To stop the robot, send the same command again but with all values set to
0.0. -
Safer option: use teleop:
The recommended way to test is to use the teleop_twist_keyboard package. This allows you to control the robot interactively from your PC with the keyboard:
ros2 run teleop_twist_keyboard teleop_twist_keyboard
You can also connect a gaming controller and map the joystick to publish commands on
/cmd_velfor smoother and safer manual control.
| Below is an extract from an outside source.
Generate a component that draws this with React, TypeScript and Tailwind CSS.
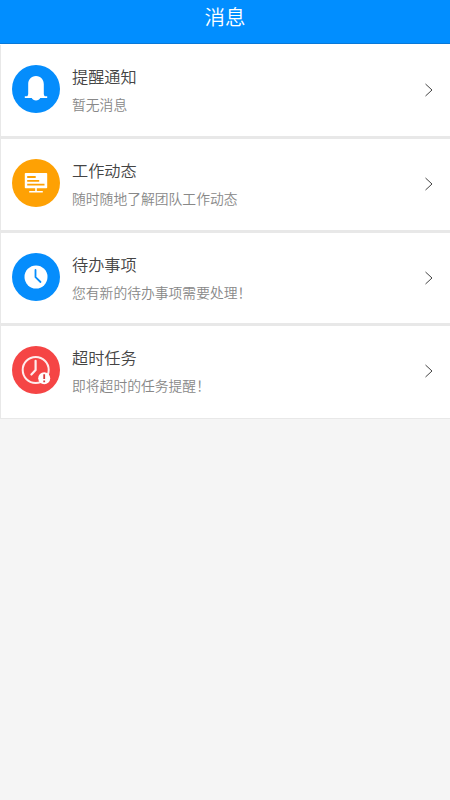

| Topic | Type | Description |
|---|---|---|
/left_ticks_counts |
std_msgs/Int16 |
Encoder ticks from left wheel |
/right_ticks_counts |
std_msgs/Int16 |
Encoder ticks from right wheel |
/bno055/imu |
sensor_msgs/Imu |
Orientation and acceleration from BNO055 |
/edi/cam |
geometry_msgs/PoseWithCovarianceStamped |
Pose correction from camera + ArUco markers |
/cmd_vel |
geometry_msgs/Twist |
Input velocity command for differential drive |
EM_onrobot/
├── Dockerfile # Build instructions for em_robot image
├── Dockerfile.base # Base image with ROS 2 and dependencies
├── entrypoint.sh # Container entrypoint script
├── fastdds.xml # Fast DDS configuration
├── src/
│ ├── em_robot/ # Main robot package (motors, camera, odometry)
│ ├── em_robot_srv/ # ROS 2 service definitions
│ ├── bno055/ # External Bosch BNO055 driver
│ └── test.py # Example script
├── images/logo.png
└── README.md
- Expand documentation with troubleshooting and advanced usage examples.
This project is licensed under the MIT License.
It also includes code from flynneva/bno055, which is licensed under the BSD 3-Clause License.